Source material.
------

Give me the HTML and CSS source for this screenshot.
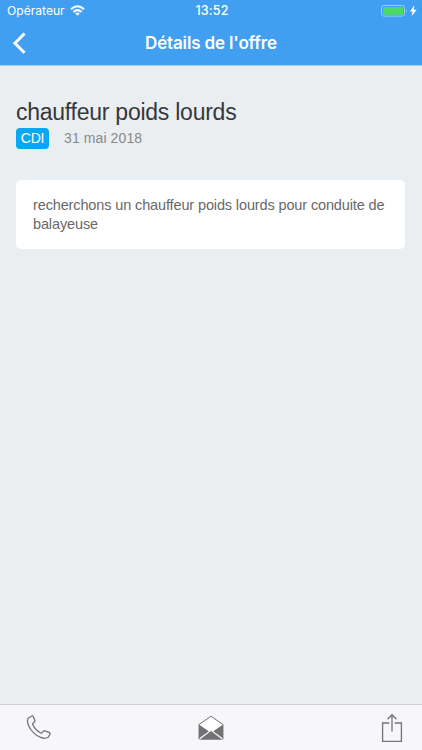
FILE: index.html
```html
<!DOCTYPE html>
<html lang="fr">
<head>
<meta charset="utf-8">
<meta name="viewport" content="width=device-width, initial-scale=1">
<title>Détails de l'offre</title>
<link rel="stylesheet" href="styles.css">
</head>
<body>
<div class="screen">
  <header class="header">
    <div class="status">
      <div class="carrier">
        <span class="carrier-name">Opérateur</span>
        <svg class="wifi" width="15" height="12" viewBox="0 0 15 12" fill="none" stroke="#fff" stroke-width="2"><path d="M1 4.3Q7.5-1.7 14 4.3M3.4 6.9Q7.5 3.3 11.6 6.9"/><path d="M5.1 8.3Q7.5 6.5 9.9 8.3L7.5 10.8Z" fill="#fff" stroke="none"/></svg>
      </div>
      <span class="time">13:52</span>
      <div class="power">
        <svg width="36" height="12" viewBox="0 0 36 12"><rect x=".5" y=".5" width="23" height="10.6" rx="2.3" fill="none" stroke="#9bcdf6"/><rect x="2" y="2" width="20" height="7.7" rx="1" fill="#4cd964"/><path d="M25 4q1.7 1.8 0 3.8z" fill="#9bcdf6"/><path d="M33.4.2L28.9 6.4h2.7l-1 4.9 5.1-6.6h-3z" fill="#fff"/></svg>
      </div>
    </div>
    <div class="nav">
      <svg class="back" width="16" height="24" viewBox="0 0 16 24" fill="none" stroke="#fff" stroke-width="3"><path d="M13.5 2.5L4 12.2l9.5 9.5"/></svg>
      <h1 class="nav-title">Détails de l'offre</h1>
      <span></span>
    </div>
  </header>
  <main class="content">
    <h2 class="job">chauffeur poids lourds</h2>
    <div class="meta"><span class="badge">CDI</span><span class="date">31 mai 2018</span></div>
    <p class="card">recherchons un chauffeur poids lourds pour conduite de balayeuse</p>
  </main>
  <footer class="toolbar">
    <svg width="26" height="26" viewBox="0 0 26 26" fill="none" stroke="#747476" stroke-width="1.3" stroke-linejoin="round"><path d="M2.2 3.2L5.8 1Q6.7.5 7.3 1.5L8.8 5.3Q9.2 6.3 8.4 7L7 8.2Q6.4 8.8 6.8 9.7Q9.2 14.8 14.6 18Q15.6 18.5 16.2 17.7L17.3 16.2Q18 15.5 19 15.8L23.5 17.6Q24.5 18.2 23.9 19.2L22.2 22.3C17.9 25 11.5 21.7 7.2 17.4C3.2 13.2 .1 7.2 2.2 3.2Z"/></svg>
    <svg class="mail" width="26" height="26" viewBox="0 0 26 26"><path d="M1.4 9.2L13 1.2l11.6 8-8.7 7.1L13 14.2l-2.9 2.1z" fill="#fff"/><path d="M.8 9.5L10.8 16.2.8 23.4zM25.2 9.5l-10 6.7 10 7.2zM1.5 24.7L13 16.1l11.5 8.6z" fill="#727274"/><path d="M1.2 24.3V9.3L13 1.3l11.8 8v15" fill="none" stroke="#727274" stroke-width="1" stroke-linejoin="round"/></svg>
    <svg class="share" width="22" height="30" viewBox="0 0 22 30" fill="none" stroke="#747476" stroke-width="1.3"><path d="M8.3 10H1.6v18.3h18.8V10h-6.7M11 18.5V1.8M6.6 6.3L11 1.8l4.4 4.5"/></svg>
  </footer>
</div>
</body>
</html>
```
FILE: styles.css
```css
* { box-sizing: border-box; }
body { margin: 0; }
h1, h2, p { margin: 0; font-weight: 400; }
svg { display: block; }
.screen {
  width: 422px;
  height: 750px;
  display: flex;
  flex-direction: column;
  background: #eaeef1;
  font-family: "Liberation Sans", Arial, sans-serif;
}
.header {
  height: 66px;
  background: #409ff0;
  border-bottom: 1px solid #a6cff0;
  color: #fff;
  font-family: Inter, sans-serif;
}
.status {
  height: 21px;
  display: grid;
  grid-template-columns: 1fr auto 1fr;
  padding: 0 5px 0 7px;
  align-items: center;
}
.carrier { display: flex; align-items: center; gap: 5px; font-size: 12.1px; }
.carrier-name { width: 58px; white-space: nowrap; }
.time { font-size: 12.5px; font-weight: 500; letter-spacing: .2px; }
.power { justify-self: end; }
.nav {
  height: 44px;
  display: grid;
  grid-template-columns: 1fr auto 1fr;
  padding: 0 11px;
  align-items: center;
}
.nav-title { font-size: 17px; font-weight: 600; letter-spacing: -.15px; white-space: nowrap; }
.content { flex: 1; padding: 33px 17px 0 16px; }
.job { font-size: 23px; line-height: 26px; letter-spacing: -.25px; color: #38383b; }
.meta { display: flex; margin-top: 3px; align-items: center; gap: 15px; height: 21px; }
.badge {
  width: 33px;
  height: 21px;
  line-height: 21px;
  border-radius: 4px;
  background: #08a7f2;
  color: #fff;
  font-size: 14px;
  letter-spacing: -.2px;
  text-align: center;
}
.date { font-size: 14px; line-height: 21px; letter-spacing: .1px; color: #88898b; }
.card {
  margin-top: 31px;
  height: 69px;
  padding: 16px 16px 0 17px;
  border-radius: 5px;
  background: #fff;
  color: #69696a;
  font-size: 14.5px;
  letter-spacing: -.13px;
  line-height: 19px;
}
.toolbar {
  height: 46px;
  display: grid;
  grid-template-columns: 1fr auto 1fr;
  align-items: center;
  padding: 0 19px 0 26px;
  border-top: 1px solid #cfd0d5;
  background: #f7f7f9;
}
.mail { margin-right: 7px; }
.share { justify-self: end; }
```
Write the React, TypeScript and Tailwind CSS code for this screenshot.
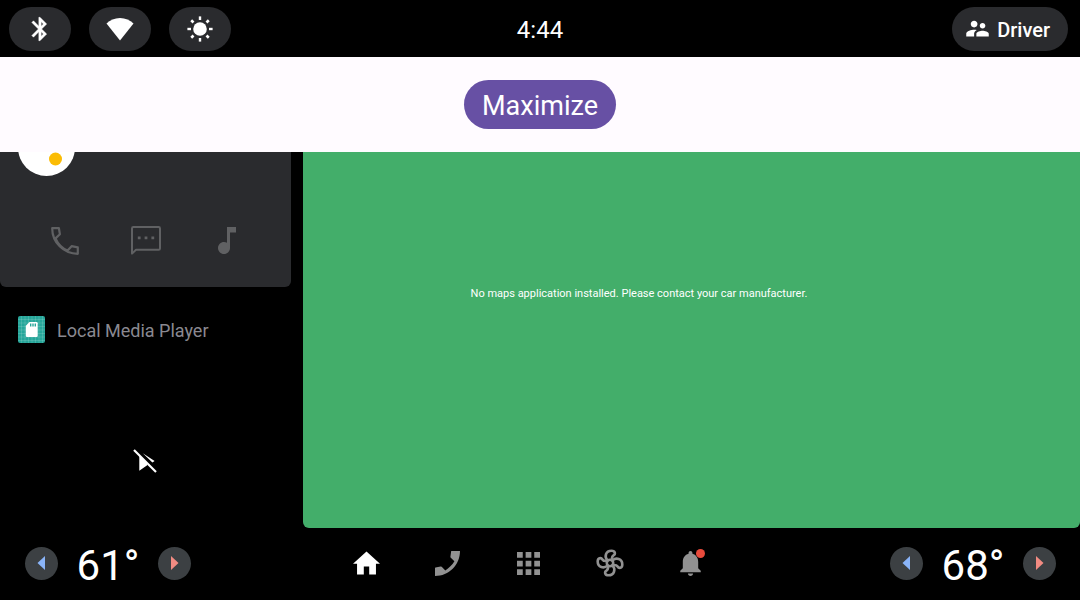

------

Your task.
Write the records above out again exactly, with no pictures in your copy.

Answer to the problem.
Give me the HTML and CSS source for this screenshot.
FILE: index.html
```html
<!DOCTYPE html>
<html lang="fr">
<head>
<meta charset="utf-8">
<meta name="viewport" content="width=device-width, initial-scale=1">
<title>Détails de l'offre</title>
<link rel="stylesheet" href="styles.css">
</head>
<body>
<div class="screen">
  <header class="header">
    <div class="status">
      <div class="carrier">
        <span class="carrier-name">Opérateur</span>
        <svg class="wifi" width="15" height="12" viewBox="0 0 15 12" fill="none" stroke="#fff" stroke-width="2"><path d="M1 4.3Q7.5-1.7 14 4.3M3.4 6.9Q7.5 3.3 11.6 6.9"/><path d="M5.1 8.3Q7.5 6.5 9.9 8.3L7.5 10.8Z" fill="#fff" stroke="none"/></svg>
      </div>
      <span class="time">13:52</span>
      <div class="power">
        <svg width="36" height="12" viewBox="0 0 36 12"><rect x=".5" y=".5" width="23" height="10.6" rx="2.3" fill="none" stroke="#9bcdf6"/><rect x="2" y="2" width="20" height="7.7" rx="1" fill="#4cd964"/><path d="M25 4q1.7 1.8 0 3.8z" fill="#9bcdf6"/><path d="M33.4.2L28.9 6.4h2.7l-1 4.9 5.1-6.6h-3z" fill="#fff"/></svg>
      </div>
    </div>
    <div class="nav">
      <svg class="back" width="16" height="24" viewBox="0 0 16 24" fill="none" stroke="#fff" stroke-width="3"><path d="M13.5 2.5L4 12.2l9.5 9.5"/></svg>
      <h1 class="nav-title">Détails de l'offre</h1>
      <span></span>
    </div>
  </header>
  <main class="content">
    <h2 class="job">chauffeur poids lourds</h2>
    <div class="meta"><span class="badge">CDI</span><span class="date">31 mai 2018</span></div>
    <p class="card">recherchons un chauffeur poids lourds pour conduite de balayeuse</p>
  </main>
  <footer class="toolbar">
    <svg width="26" height="26" viewBox="0 0 26 26" fill="none" stroke="#747476" stroke-width="1.3" stroke-linejoin="round"><path d="M2.2 3.2L5.8 1Q6.7.5 7.3 1.5L8.8 5.3Q9.2 6.3 8.4 7L7 8.2Q6.4 8.8 6.8 9.7Q9.2 14.8 14.6 18Q15.6 18.5 16.2 17.7L17.3 16.2Q18 15.5 19 15.8L23.5 17.6Q24.5 18.2 23.9 19.2L22.2 22.3C17.9 25 11.5 21.7 7.2 17.4C3.2 13.2 .1 7.2 2.2 3.2Z"/></svg>
    <svg class="mail" width="26" height="26" viewBox="0 0 26 26"><path d="M1.4 9.2L13 1.2l11.6 8-8.7 7.1L13 14.2l-2.9 2.1z" fill="#fff"/><path d="M.8 9.5L10.8 16.2.8 23.4zM25.2 9.5l-10 6.7 10 7.2zM1.5 24.7L13 16.1l11.5 8.6z" fill="#727274"/><path d="M1.2 24.3V9.3L13 1.3l11.8 8v15" fill="none" stroke="#727274" stroke-width="1" stroke-linejoin="round"/></svg>
    <svg class="share" width="22" height="30" viewBox="0 0 22 30" fill="none" stroke="#747476" stroke-width="1.3"><path d="M8.3 10H1.6v18.3h18.8V10h-6.7M11 18.5V1.8M6.6 6.3L11 1.8l4.4 4.5"/></svg>
  </footer>
</div>
</body>
</html>
```
FILE: styles.css
```css
* { box-sizing: border-box; }
body { margin: 0; }
h1, h2, p { margin: 0; font-weight: 400; }
svg { display: block; }
.screen {
  width: 422px;
  height: 750px;
  display: flex;
  flex-direction: column;
  background: #eaeef1;
  font-family: "Liberation Sans", Arial, sans-serif;
}
.header {
  height: 66px;
  background: #409ff0;
  border-bottom: 1px solid #a6cff0;
  color: #fff;
  font-family: Inter, sans-serif;
}
.status {
  height: 21px;
  display: grid;
  grid-template-columns: 1fr auto 1fr;
  padding: 0 5px 0 7px;
  align-items: center;
}
.carrier { display: flex; align-items: center; gap: 5px; font-size: 12.1px; }
.carrier-name { width: 58px; white-space: nowrap; }
.time { font-size: 12.5px; font-weight: 500; letter-spacing: .2px; }
.power { justify-self: end; }
.nav {
  height: 44px;
  display: grid;
  grid-template-columns: 1fr auto 1fr;
  padding: 0 11px;
  align-items: center;
}
.nav-title { font-size: 17px; font-weight: 600; letter-spacing: -.15px; white-space: nowrap; }
.content { flex: 1; padding: 33px 17px 0 16px; }
.job { font-size: 23px; line-height: 26px; letter-spacing: -.25px; color: #38383b; }
.meta { display: flex; margin-top: 3px; align-items: center; gap: 15px; height: 21px; }
.badge {
  width: 33px;
  height: 21px;
  line-height: 21px;
  border-radius: 4px;
  background: #08a7f2;
  color: #fff;
  font-size: 14px;
  letter-spacing: -.2px;
  text-align: center;
}
.date { font-size: 14px; line-height: 21px; letter-spacing: .1px; color: #88898b; }
.card {
  margin-top: 31px;
  height: 69px;
  padding: 16px 16px 0 17px;
  border-radius: 5px;
  background: #fff;
  color: #69696a;
  font-size: 14.5px;
  letter-spacing: -.13px;
  line-height: 19px;
}
.toolbar {
  height: 46px;
  display: grid;
  grid-template-columns: 1fr auto 1fr;
  align-items: center;
  padding: 0 19px 0 26px;
  border-top: 1px solid #cfd0d5;
  background: #f7f7f9;
}
.mail { margin-right: 7px; }
.share { justify-self: end; }
```
Write the React, TypeScript and Tailwind CSS code for this screenshot.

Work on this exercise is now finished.